Zweidimensionale Van-der-Waals-Materialien stehen seit einiger Zeit im Fokus zahlreicher Forschungs­gruppen. Mit einer Dicke von nur wenigen Atomlagen werden diese Strukturen im Labor durch Stapelung unterschiedlicher atomarer Materiallagen hergestellt – in einem Prozess, der „atomares Lego“ genannt wird. Durch Wechselwirkungen zwischen den Schichten kann die gestapelte Heterostruktur Eigenschaften aufweisen, welche die Einzelbestandteile nicht besitzen.

Zweilagiges Molybdändisulfid gehört zu diesen Van-der-Waals-Materialien. Bei einem geeigneten Versuchsaufbau lassen sich negativ geladene Elektronen in dem Material mit Licht anregen. Die Elektronen verlassen ihren Platz in dem Valenzband, hinterlassen dort ein positiv geladenes Loch und gelangen selbst in das Leitungsband. Aufgrund der unterschiedlichen Ladung von Elektron und Loch ziehen sich die beiden an und bilden ein Exziton, das sich frei in dem Material bewegen kann.
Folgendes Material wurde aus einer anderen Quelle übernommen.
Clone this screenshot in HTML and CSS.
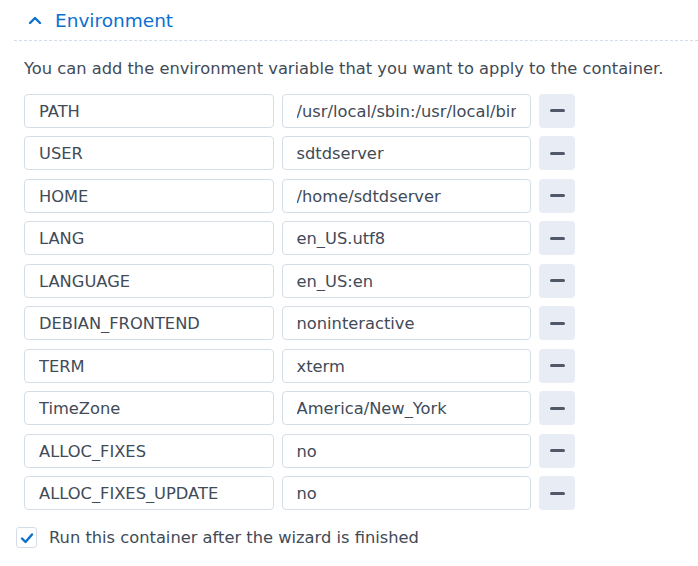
FILE: index.html
```html
<!DOCTYPE html>
<html lang="en">
<head>
    <meta charset="UTF-8">
    <title>Environment</title>
    <link rel="stylesheet" href="styles.css">
</head>
<body>
    <section class="panel">
        <div class="panel-head">
            <svg class="chevron" width="14" height="10" viewBox="0 0 14 10">
                <path d="M2 8 L7 3 L12 8" fill="none" stroke="#0b6fd0" stroke-width="2.4" stroke-linecap="round" stroke-linejoin="round"/>
            </svg>
            <span class="panel-title">Environment</span>
        </div>

        <div class="panel-body">
            <p class="desc">You can add the environment variable that you want to apply to the container.</p>

            <div class="env-list">
                <div class="env-row">
                    <input class="field" type="text" value="PATH">
                    <input class="field" type="text" value="/usr/local/sbin:/usr/local/bin:/usr/sbin:/usr/bin">
                    <button class="remove-btn"><span></span></button>
                </div>
                <div class="env-row">
                    <input class="field" type="text" value="USER">
                    <input class="field" type="text" value="sdtdserver">
                    <button class="remove-btn"><span></span></button>
                </div>
                <div class="env-row">
                    <input class="field" type="text" value="HOME">
                    <input class="field" type="text" value="/home/sdtdserver">
                    <button class="remove-btn"><span></span></button>
                </div>
                <div class="env-row">
                    <input class="field" type="text" value="LANG">
                    <input class="field" type="text" value="en_US.utf8">
                    <button class="remove-btn"><span></span></button>
                </div>
                <div class="env-row">
                    <input class="field" type="text" value="LANGUAGE">
                    <input class="field" type="text" value="en_US:en">
                    <button class="remove-btn"><span></span></button>
                </div>
                <div class="env-row">
                    <input class="field" type="text" value="DEBIAN_FRONTEND">
                    <input class="field" type="text" value="noninteractive">
                    <button class="remove-btn"><span></span></button>
                </div>
                <div class="env-row">
                    <input class="field" type="text" value="TERM">
                    <input class="field" type="text" value="xterm">
                    <button class="remove-btn"><span></span></button>
                </div>
                <div class="env-row">
                    <input class="field" type="text" value="TimeZone">
                    <input class="field" type="text" value="America/New_York">
                    <button class="remove-btn"><span></span></button>
                </div>
                <div class="env-row">
                    <input class="field" type="text" value="ALLOC_FIXES">
                    <input class="field" type="text" value="no">
                    <button class="remove-btn"><span></span></button>
                </div>
                <div class="env-row">
                    <input class="field" type="text" value="ALLOC_FIXES_UPDATE">
                    <input class="field" type="text" value="no">
                    <button class="remove-btn"><span></span></button>
                </div>
            </div>
        </div>

        <label class="check-row">
            <span class="checkbox">
                <svg width="14" height="12" viewBox="0 0 14 12">
                    <path d="M2 6.5 L5.5 10 L12 2.5" fill="none" stroke="#0b6fd0" stroke-width="2.4" stroke-linecap="round" stroke-linejoin="round"/>
                </svg>
            </span>
            <span>Run this container after the wizard is finished</span>
        </label>
    </section>
</body>
</html>
```

FILE: styles.css
```css
body {
    margin: 0;
    padding: 0;
    background-color: #ffffff;
    font-family: "DejaVu Sans", Verdana, sans-serif;
    color: #414b58;
    overflow: hidden;
}
.panel {
    padding-left: 14px;
}
.panel-head {
    display: flex;
    align-items: center;
    height: 41px;
    padding-left: 14px;
    border-bottom: 1px dashed #d3dde7;
    box-sizing: border-box;
}
.chevron {
    margin-right: 13px;
}
.panel-title {
    font-size: 18.5px;
    color: #0b6fd0;
}
.panel-body {
    padding-left: 10px;
}
.desc {
    margin: 18px 0 0 0;
    font-size: 16.3px;
    line-height: 20px;
}
.env-list {
    display: flex;
    flex-direction: column;
    gap: 8.5px;
    margin-top: 14.5px;
}
.env-row {
    display: flex;
    gap: 8px;
}
.field {
    width: 249.5px;
    height: 34px;
    margin: 0;
    box-sizing: border-box;
    border: 1px solid #d5dee8;
    border-radius: 4px;
    padding: 1px 14px 0 14px;
    font-family: "DejaVu Sans", Verdana, sans-serif;
    font-size: 16.3px;
    color: #414b58;
    background-color: #ffffff;
    outline: none;
}
.remove-btn {
    width: 36px;
    height: 34px;
    border: none;
    border-radius: 4px;
    background-color: #e8ecf4;
    display: flex;
    align-items: center;
    justify-content: center;
    padding: 0;
}
.remove-btn span {
    width: 15px;
    height: 3px;
    border-radius: 1.5px;
    background-color: #4f5967;
}
.check-row {
    display: flex;
    align-items: center;
    margin-top: 17px;
    padding-left: 2px;
    font-size: 16.3px;
}
.checkbox {
    width: 21px;
    height: 21px;
    box-sizing: border-box;
    border: 1px solid #d5dee8;
    border-radius: 3px;
    display: flex;
    align-items: center;
    justify-content: center;
    margin-right: 12px;
}
```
In zweilagigem Molybdändisulfid bilden sich nach der Anregung mit Licht zwei verschiedene Arten von Exzitonen – zum einen Intralagen-Paare, bei denen Elektron und Loch in derselben Materiallage lokalisiert sind, zum anderen Interlagen-Paare, deren Loch und Elektron sich in verschiedenen Materiallagen befinden und damit räumlich getrennt sind. Diese beiden Arten von Exzitonen haben unterschiedliche Eigenschaften. Die Intralagen-Paare haben starke Wechsel­wirkungen mit Licht – leuchten also sehr hell. Die Interlagen-Exzitonen sind im Vergleich viel trüber, lassen sich aber energetisch verschieben, was zur Regulierbarkeit der absorbierten Wellenlänge führt. Im Gegensatz zu Intralagen-Exzitonen weisen Interlagen-Exzitonen auch eine sehr starke, nichtlineare Interaktion untereinander auf. Diese Interaktion ist essentiell für viele Anwendungen.
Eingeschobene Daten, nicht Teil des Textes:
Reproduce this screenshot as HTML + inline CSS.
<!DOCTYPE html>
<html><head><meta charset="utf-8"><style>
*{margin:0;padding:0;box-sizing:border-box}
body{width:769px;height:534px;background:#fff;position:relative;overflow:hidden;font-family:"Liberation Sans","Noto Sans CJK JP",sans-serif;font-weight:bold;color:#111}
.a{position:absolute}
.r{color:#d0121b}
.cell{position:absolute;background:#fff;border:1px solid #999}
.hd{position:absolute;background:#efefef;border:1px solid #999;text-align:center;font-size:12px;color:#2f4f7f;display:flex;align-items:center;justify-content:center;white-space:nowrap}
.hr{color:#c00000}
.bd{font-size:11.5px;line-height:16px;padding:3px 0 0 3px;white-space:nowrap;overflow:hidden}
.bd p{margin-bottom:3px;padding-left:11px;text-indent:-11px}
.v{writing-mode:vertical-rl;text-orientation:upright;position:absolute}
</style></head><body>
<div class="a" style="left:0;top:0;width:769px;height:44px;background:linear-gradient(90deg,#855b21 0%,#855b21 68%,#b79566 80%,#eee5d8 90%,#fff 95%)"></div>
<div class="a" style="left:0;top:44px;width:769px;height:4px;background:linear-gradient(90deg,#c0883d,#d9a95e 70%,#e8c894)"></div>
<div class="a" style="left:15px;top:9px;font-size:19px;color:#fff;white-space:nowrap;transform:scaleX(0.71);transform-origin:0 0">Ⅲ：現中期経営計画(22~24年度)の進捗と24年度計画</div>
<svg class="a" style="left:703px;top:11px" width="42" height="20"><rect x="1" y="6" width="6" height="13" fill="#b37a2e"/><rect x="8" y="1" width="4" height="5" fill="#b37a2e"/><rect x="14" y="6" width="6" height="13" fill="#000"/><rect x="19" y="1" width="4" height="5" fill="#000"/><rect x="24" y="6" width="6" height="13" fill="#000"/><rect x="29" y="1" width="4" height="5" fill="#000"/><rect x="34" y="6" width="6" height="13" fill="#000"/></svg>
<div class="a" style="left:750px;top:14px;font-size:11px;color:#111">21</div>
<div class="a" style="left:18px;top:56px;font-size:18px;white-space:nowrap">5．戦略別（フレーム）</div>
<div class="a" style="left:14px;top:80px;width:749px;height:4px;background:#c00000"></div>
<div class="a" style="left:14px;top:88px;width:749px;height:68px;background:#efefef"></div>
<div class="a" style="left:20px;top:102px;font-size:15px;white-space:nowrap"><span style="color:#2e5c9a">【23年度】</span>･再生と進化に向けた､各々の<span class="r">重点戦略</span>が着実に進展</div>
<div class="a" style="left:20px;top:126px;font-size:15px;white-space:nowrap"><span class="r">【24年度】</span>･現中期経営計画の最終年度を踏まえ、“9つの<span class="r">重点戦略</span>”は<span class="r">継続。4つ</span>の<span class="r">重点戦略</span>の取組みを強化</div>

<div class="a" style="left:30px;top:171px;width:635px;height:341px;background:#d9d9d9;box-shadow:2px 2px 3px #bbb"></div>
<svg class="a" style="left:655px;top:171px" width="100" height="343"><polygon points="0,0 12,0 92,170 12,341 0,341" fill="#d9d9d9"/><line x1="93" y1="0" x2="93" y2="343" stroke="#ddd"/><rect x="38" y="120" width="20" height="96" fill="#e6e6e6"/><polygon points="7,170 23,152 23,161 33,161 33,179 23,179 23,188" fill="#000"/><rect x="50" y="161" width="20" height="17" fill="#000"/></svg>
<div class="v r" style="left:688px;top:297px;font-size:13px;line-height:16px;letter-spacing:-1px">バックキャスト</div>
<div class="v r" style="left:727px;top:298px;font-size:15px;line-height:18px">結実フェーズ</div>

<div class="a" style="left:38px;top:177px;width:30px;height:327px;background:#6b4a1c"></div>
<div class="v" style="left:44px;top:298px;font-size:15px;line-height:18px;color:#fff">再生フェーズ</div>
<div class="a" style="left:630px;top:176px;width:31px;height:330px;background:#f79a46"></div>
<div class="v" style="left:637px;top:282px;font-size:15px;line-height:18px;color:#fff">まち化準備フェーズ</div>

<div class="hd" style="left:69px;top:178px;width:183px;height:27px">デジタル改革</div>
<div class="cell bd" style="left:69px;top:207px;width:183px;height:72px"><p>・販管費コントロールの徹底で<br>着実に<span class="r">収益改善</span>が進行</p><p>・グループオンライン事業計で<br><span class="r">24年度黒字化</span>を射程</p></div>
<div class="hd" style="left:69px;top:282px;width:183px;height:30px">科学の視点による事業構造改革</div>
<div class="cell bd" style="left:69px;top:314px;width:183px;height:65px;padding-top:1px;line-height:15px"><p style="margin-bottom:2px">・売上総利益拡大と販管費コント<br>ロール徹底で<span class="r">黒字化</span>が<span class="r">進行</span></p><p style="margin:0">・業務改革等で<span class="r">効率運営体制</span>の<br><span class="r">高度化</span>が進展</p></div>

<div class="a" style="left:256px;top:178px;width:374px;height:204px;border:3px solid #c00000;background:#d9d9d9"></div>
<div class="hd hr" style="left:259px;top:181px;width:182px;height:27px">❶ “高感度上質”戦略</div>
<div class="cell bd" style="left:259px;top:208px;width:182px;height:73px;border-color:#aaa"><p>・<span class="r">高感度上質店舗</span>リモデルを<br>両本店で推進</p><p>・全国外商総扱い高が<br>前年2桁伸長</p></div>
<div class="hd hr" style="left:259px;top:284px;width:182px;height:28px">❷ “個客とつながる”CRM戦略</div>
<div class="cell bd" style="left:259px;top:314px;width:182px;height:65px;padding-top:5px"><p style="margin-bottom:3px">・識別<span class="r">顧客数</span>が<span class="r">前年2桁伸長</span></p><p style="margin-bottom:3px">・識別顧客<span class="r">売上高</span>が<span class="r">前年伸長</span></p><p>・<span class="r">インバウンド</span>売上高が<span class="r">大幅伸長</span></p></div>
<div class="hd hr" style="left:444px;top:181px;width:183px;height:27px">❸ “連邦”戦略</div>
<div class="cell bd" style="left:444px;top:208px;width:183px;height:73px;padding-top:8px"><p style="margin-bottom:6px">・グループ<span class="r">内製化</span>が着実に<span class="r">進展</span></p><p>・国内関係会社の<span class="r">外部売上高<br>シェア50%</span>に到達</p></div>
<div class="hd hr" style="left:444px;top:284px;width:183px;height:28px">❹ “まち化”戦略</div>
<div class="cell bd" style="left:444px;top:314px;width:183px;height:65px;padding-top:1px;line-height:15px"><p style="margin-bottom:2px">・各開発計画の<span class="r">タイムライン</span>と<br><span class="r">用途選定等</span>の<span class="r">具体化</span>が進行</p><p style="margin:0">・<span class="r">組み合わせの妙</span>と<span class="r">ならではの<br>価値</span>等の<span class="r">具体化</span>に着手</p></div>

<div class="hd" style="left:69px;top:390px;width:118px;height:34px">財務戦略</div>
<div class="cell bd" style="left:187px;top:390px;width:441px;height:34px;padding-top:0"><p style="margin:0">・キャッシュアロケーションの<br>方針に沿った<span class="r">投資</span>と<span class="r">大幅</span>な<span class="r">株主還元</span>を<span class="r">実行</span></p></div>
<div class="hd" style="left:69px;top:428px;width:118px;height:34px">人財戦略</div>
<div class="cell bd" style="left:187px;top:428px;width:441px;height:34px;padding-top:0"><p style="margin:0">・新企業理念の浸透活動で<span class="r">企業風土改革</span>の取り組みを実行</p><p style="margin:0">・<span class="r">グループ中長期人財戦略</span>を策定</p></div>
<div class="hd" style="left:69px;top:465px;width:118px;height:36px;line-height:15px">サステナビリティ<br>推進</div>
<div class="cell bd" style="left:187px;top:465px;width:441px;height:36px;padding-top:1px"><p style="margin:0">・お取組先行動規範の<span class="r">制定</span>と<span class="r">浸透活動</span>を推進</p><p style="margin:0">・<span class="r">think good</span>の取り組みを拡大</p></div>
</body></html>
Die Forscher aus der Gruppe von Richard Warburton vom Departement Physik und Swiss Nanoscience Institute (SNI) der Universität Basel haben nun diese beiden Arten von Exzitonen experimentell gekoppelt, indem sie die beiden energetisch nahe aneinander brachten. Diese Annäherung wird erst durch die Regulierbarkeit der Interlagen-Exzitonen ermöglicht. Durch die Kopplung verschmelzen die Eigenschaften der beiden Arten von Exzitonen. Je nach Bedarf können die Forscher auf diese Weise verschmolzene Teilchen erzeugen, die sowohl sehr hell sind als auch sehr stark miteinander interagieren.
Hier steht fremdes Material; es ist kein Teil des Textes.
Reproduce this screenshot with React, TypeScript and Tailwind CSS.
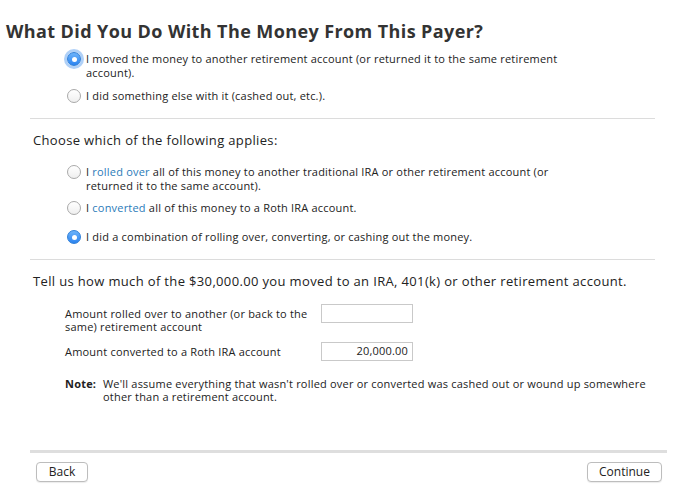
import React from "react";

function Radio({ checked, focus }: { checked?: boolean; focus?: boolean }) {
  if (checked) {
    return (
      <span
        className={
          "flex h-[14px] w-[14px] shrink-0 items-center justify-center rounded-full bg-gradient-to-b from-[#6cb3fa] to-[#2a84f0] border border-[#2f7fd8]" +
          (focus ? " shadow-[0_0_0_3px_rgba(110,170,240,0.55)]" : "")
        }
      >
        <span className="block h-[5px] w-[5px] rounded-full bg-white" />
      </span>
    );
  }
  return (
    <span className="block h-[14px] w-[14px] shrink-0 rounded-full border border-[#a9a9a9] bg-gradient-to-b from-white to-[#efefef]" />
  );
}

function Option({
  checked,
  focus,
  children,
  className = "",
}: {
  checked?: boolean;
  focus?: boolean;
  children: React.ReactNode;
  className?: string;
}) {
  return (
    <div className={"flex items-start gap-[5px] " + className}>
      <Radio checked={checked} focus={focus} />
      <p className="max-w-[480px] text-[11px] leading-[14px] tracking-[0.2px] text-[#222]">{children}</p>
    </div>
  );
}

export default function App() {
  return (
    <div
      className="relative h-[487px] w-[685px] overflow-hidden bg-white text-[#222]"
      style={{ fontFamily: '"Open Sans", "Liberation Sans", Arial, sans-serif' }}
    >
      <h1 className="pl-[6px] pt-[21px] text-[18px] font-bold leading-[20px] tracking-[0.4px] text-[#333]">
        What Did You Do With The Money From This Payer?
      </h1>

      <div className="mt-[11px] pl-[67px]">
        <Option checked focus>
          I moved the money to another retirement account (or returned it to the same retirement account).
        </Option>
        <Option className="mt-[9px]">I did something else with it (cashed out, etc.).</Option>
      </div>

      <div className="mx-[30px] mt-[15px] h-px bg-[#dcdcdc]" />

      <p className="mt-[13px] pl-[33px] text-[13px] leading-[16px] tracking-[0.35px]">
        Choose which of the following applies:
      </p>

      <div className="mt-[17px] pl-[67px]">
        <Option>
          I <span className="text-[#2b7bb9]">rolled over</span> all of this money to another traditional IRA or other
          retirement account (or returned it to the same account).
        </Option>
        <Option className="mt-[8px]">
          I <span className="text-[#2b7bb9]">converted</span> all of this money to a Roth IRA account.
        </Option>
        <Option checked className="mt-[15px]">
          I did a combination of rolling over, converting, or cashing out the money.
        </Option>
      </div>

      <div className="mx-[30px] mt-[15px] h-px bg-[#dcdcdc]" />

      <p className="mt-[13px] pl-[33px] text-[13px] leading-[16px] tracking-[0.35px]">
        Tell us how much of the $30,000.00 you moved to an IRA, 401(k) or other retirement account.
      </p>

      <div className="mt-[15px] pl-[65px] tracking-[0.2px]">
        <div className="flex items-start">
          <div className="w-[256px] pt-[3px]">
            <p className="max-w-[250px] text-[11px] leading-[13px]">
              Amount rolled over to another (or back to the same) retirement account
            </p>
          </div>
          <div className="h-[19px] w-[92px] border border-[#c9c9c9] bg-white" />
        </div>
        <div className="mt-[9px] flex items-center">
          <p className="w-[256px] text-[11px] leading-[13px]">Amount converted to a Roth IRA account</p>
          <div className="flex h-[19px] w-[92px] items-center justify-end border border-[#c9c9c9] bg-white pr-[4px] text-[11px]">
            20,000.00
          </div>
        </div>

        <div className="mt-[16px] flex text-[11px] leading-[13px]">
          <span className="w-[38px] shrink-0 font-bold">Note:</span>
          <p className="w-[560px]">
            We'll assume everything that wasn't rolled over or converted was cashed out or wound up somewhere other
            than a retirement account.
          </p>
        </div>
      </div>

      <div className="absolute left-[30px] right-[18px] top-[450px] h-[3px] bg-[#dedede]" />

      <div className="absolute left-[36px] right-[23px] top-[462px] flex justify-between">
        <button className="h-[20px] w-[52px] rounded-[4px] border border-[#bdbdbd] bg-white text-[12px] text-[#222] shadow-[0_1px_1px_rgba(0,0,0,0.08)]">
          Back
        </button>
        <button className="h-[20px] w-[75px] rounded-[4px] border border-[#bdbdbd] bg-white text-[12px] text-[#222] shadow-[0_1px_1px_rgba(0,0,0,0.08)]">
          Continue
        </button>
      </div>
    </div>
  );
}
„Wir können damit die guten Eigenschaften von beiden Arten der Elektron-Loch-Paare kombinieren“, erläutert Lukas Sponfeldner, Doktorand der SNI-Doktorandenschule und Erstautor der Arbeit. „Mithilfe dieser verschmolzenen Eigenschaften wäre es möglich, eine neuartige Quelle für einzelne Photonen herzustellen, die für die Quanten­kommunikation wichtig sind“, ergänzt er.

Die Forscher konnten in der Arbeit ebenfalls zeigen, dass sich das komplexe System der Exzitonen mithilfe klassischer Modelle aus der Mechanik oder der Elektronik simulieren lässt. Exzitonen können sehr gut als schwingende Massen oder Schaltkreise beschrieben werden. „Diese einfachen und allgemeinen Analogien helfen uns, fundamentale Eigenschaften von gekoppelten Teilchen besser zu verstehen, nicht nur in Molybdändisulfid, sondern auch in vielen anderen Material­systemen und Zusammenhängen“, erklärt Richard Warburton.